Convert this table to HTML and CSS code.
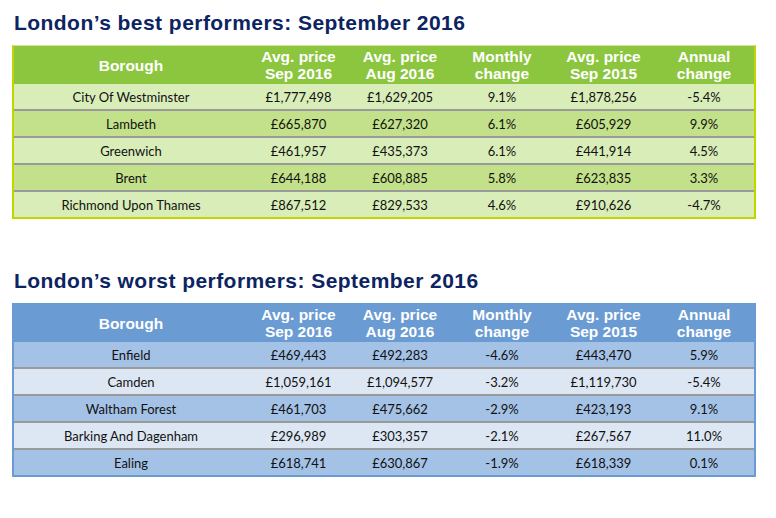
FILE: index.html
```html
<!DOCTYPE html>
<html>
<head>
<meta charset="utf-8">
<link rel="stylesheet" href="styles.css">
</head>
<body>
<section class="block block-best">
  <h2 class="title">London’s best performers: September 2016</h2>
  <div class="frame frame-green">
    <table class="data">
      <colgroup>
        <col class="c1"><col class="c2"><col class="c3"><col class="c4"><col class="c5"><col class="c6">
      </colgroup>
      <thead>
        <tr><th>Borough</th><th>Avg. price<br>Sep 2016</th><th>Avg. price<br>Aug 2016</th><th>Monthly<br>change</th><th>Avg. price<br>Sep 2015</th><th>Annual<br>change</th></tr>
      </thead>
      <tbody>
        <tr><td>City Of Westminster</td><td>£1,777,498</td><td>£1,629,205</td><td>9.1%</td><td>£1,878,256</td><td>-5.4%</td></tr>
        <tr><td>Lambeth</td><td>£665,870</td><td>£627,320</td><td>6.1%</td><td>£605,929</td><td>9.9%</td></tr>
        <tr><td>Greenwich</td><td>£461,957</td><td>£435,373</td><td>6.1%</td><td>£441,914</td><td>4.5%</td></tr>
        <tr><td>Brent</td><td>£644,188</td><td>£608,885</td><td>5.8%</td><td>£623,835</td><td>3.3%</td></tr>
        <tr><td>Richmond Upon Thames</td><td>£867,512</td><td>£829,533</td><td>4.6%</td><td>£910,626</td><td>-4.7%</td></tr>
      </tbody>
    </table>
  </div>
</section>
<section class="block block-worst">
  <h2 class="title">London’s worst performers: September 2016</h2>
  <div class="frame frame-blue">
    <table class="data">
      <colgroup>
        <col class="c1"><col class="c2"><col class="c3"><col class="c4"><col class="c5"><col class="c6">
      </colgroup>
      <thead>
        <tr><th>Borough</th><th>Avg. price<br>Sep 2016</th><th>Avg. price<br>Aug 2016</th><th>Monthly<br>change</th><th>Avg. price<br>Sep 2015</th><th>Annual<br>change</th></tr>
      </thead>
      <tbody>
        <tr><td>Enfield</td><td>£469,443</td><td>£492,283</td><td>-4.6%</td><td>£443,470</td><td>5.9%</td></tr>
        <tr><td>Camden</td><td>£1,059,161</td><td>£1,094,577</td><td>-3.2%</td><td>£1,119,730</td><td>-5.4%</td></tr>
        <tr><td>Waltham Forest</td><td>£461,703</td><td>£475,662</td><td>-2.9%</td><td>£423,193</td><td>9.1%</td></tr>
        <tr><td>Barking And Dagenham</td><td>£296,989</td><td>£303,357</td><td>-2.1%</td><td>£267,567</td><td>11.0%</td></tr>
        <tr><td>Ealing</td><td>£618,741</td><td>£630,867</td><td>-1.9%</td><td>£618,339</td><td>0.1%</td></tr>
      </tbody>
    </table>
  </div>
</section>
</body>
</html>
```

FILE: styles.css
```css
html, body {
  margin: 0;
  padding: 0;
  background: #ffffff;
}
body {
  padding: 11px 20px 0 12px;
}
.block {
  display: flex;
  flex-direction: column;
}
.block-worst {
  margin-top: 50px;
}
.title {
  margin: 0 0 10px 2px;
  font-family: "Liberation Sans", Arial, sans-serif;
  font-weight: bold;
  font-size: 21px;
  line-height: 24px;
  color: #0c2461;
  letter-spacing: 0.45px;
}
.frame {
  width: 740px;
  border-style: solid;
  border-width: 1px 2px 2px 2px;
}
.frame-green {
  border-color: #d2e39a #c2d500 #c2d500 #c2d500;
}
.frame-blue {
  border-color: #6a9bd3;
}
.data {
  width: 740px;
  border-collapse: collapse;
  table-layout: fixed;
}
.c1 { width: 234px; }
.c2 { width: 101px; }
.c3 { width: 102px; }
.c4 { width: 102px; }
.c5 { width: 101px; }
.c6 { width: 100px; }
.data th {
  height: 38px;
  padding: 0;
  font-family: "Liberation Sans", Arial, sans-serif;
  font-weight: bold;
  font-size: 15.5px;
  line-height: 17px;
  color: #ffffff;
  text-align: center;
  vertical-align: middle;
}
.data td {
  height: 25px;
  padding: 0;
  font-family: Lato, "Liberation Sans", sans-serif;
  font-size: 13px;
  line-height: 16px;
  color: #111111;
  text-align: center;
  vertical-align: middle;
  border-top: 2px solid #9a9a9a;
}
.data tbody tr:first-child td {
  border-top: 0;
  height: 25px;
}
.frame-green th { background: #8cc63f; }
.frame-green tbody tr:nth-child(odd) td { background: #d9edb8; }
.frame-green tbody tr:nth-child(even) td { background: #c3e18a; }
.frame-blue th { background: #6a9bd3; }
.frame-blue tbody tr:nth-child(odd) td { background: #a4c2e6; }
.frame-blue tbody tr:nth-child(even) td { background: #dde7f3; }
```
========================================
__Written exercise__
Repeat the listing verbatim. Skip the pictures.

__Result of this task__
Convert this table to HTML and CSS code.
FILE: index.html
```html
<!DOCTYPE html>
<html>
<head>
<meta charset="utf-8">
<link rel="stylesheet" href="styles.css">
</head>
<body>
<section class="block block-best">
  <h2 class="title">London’s best performers: September 2016</h2>
  <div class="frame frame-green">
    <table class="data">
      <colgroup>
        <col class="c1"><col class="c2"><col class="c3"><col class="c4"><col class="c5"><col class="c6">
      </colgroup>
      <thead>
        <tr><th>Borough</th><th>Avg. price<br>Sep 2016</th><th>Avg. price<br>Aug 2016</th><th>Monthly<br>change</th><th>Avg. price<br>Sep 2015</th><th>Annual<br>change</th></tr>
      </thead>
      <tbody>
        <tr><td>City Of Westminster</td><td>£1,777,498</td><td>£1,629,205</td><td>9.1%</td><td>£1,878,256</td><td>-5.4%</td></tr>
        <tr><td>Lambeth</td><td>£665,870</td><td>£627,320</td><td>6.1%</td><td>£605,929</td><td>9.9%</td></tr>
        <tr><td>Greenwich</td><td>£461,957</td><td>£435,373</td><td>6.1%</td><td>£441,914</td><td>4.5%</td></tr>
        <tr><td>Brent</td><td>£644,188</td><td>£608,885</td><td>5.8%</td><td>£623,835</td><td>3.3%</td></tr>
        <tr><td>Richmond Upon Thames</td><td>£867,512</td><td>£829,533</td><td>4.6%</td><td>£910,626</td><td>-4.7%</td></tr>
      </tbody>
    </table>
  </div>
</section>
<section class="block block-worst">
  <h2 class="title">London’s worst performers: September 2016</h2>
  <div class="frame frame-blue">
    <table class="data">
      <colgroup>
        <col class="c1"><col class="c2"><col class="c3"><col class="c4"><col class="c5"><col class="c6">
      </colgroup>
      <thead>
        <tr><th>Borough</th><th>Avg. price<br>Sep 2016</th><th>Avg. price<br>Aug 2016</th><th>Monthly<br>change</th><th>Avg. price<br>Sep 2015</th><th>Annual<br>change</th></tr>
      </thead>
      <tbody>
        <tr><td>Enfield</td><td>£469,443</td><td>£492,283</td><td>-4.6%</td><td>£443,470</td><td>5.9%</td></tr>
        <tr><td>Camden</td><td>£1,059,161</td><td>£1,094,577</td><td>-3.2%</td><td>£1,119,730</td><td>-5.4%</td></tr>
        <tr><td>Waltham Forest</td><td>£461,703</td><td>£475,662</td><td>-2.9%</td><td>£423,193</td><td>9.1%</td></tr>
        <tr><td>Barking And Dagenham</td><td>£296,989</td><td>£303,357</td><td>-2.1%</td><td>£267,567</td><td>11.0%</td></tr>
        <tr><td>Ealing</td><td>£618,741</td><td>£630,867</td><td>-1.9%</td><td>£618,339</td><td>0.1%</td></tr>
      </tbody>
    </table>
  </div>
</section>
</body>
</html>
```

FILE: styles.css
```css
html, body {
  margin: 0;
  padding: 0;
  background: #ffffff;
}
body {
  padding: 11px 20px 0 12px;
}
.block {
  display: flex;
  flex-direction: column;
}
.block-worst {
  margin-top: 50px;
}
.title {
  margin: 0 0 10px 2px;
  font-family: "Liberation Sans", Arial, sans-serif;
  font-weight: bold;
  font-size: 21px;
  line-height: 24px;
  color: #0c2461;
  letter-spacing: 0.45px;
}
.frame {
  width: 740px;
  border-style: solid;
  border-width: 1px 2px 2px 2px;
}
.frame-green {
  border-color: #d2e39a #c2d500 #c2d500 #c2d500;
}
.frame-blue {
  border-color: #6a9bd3;
}
.data {
  width: 740px;
  border-collapse: collapse;
  table-layout: fixed;
}
.c1 { width: 234px; }
.c2 { width: 101px; }
.c3 { width: 102px; }
.c4 { width: 102px; }
.c5 { width: 101px; }
.c6 { width: 100px; }
.data th {
  height: 38px;
  padding: 0;
  font-family: "Liberation Sans", Arial, sans-serif;
  font-weight: bold;
  font-size: 15.5px;
  line-height: 17px;
  color: #ffffff;
  text-align: center;
  vertical-align: middle;
}
.data td {
  height: 25px;
  padding: 0;
  font-family: Lato, "Liberation Sans", sans-serif;
  font-size: 13px;
  line-height: 16px;
  color: #111111;
  text-align: center;
  vertical-align: middle;
  border-top: 2px solid #9a9a9a;
}
.data tbody tr:first-child td {
  border-top: 0;
  height: 25px;
}
.frame-green th { background: #8cc63f; }
.frame-green tbody tr:nth-child(odd) td { background: #d9edb8; }
.frame-green tbody tr:nth-child(even) td { background: #c3e18a; }
.frame-blue th { background: #6a9bd3; }
.frame-blue tbody tr:nth-child(odd) td { background: #a4c2e6; }
.frame-blue tbody tr:nth-child(even) td { background: #dde7f3; }
```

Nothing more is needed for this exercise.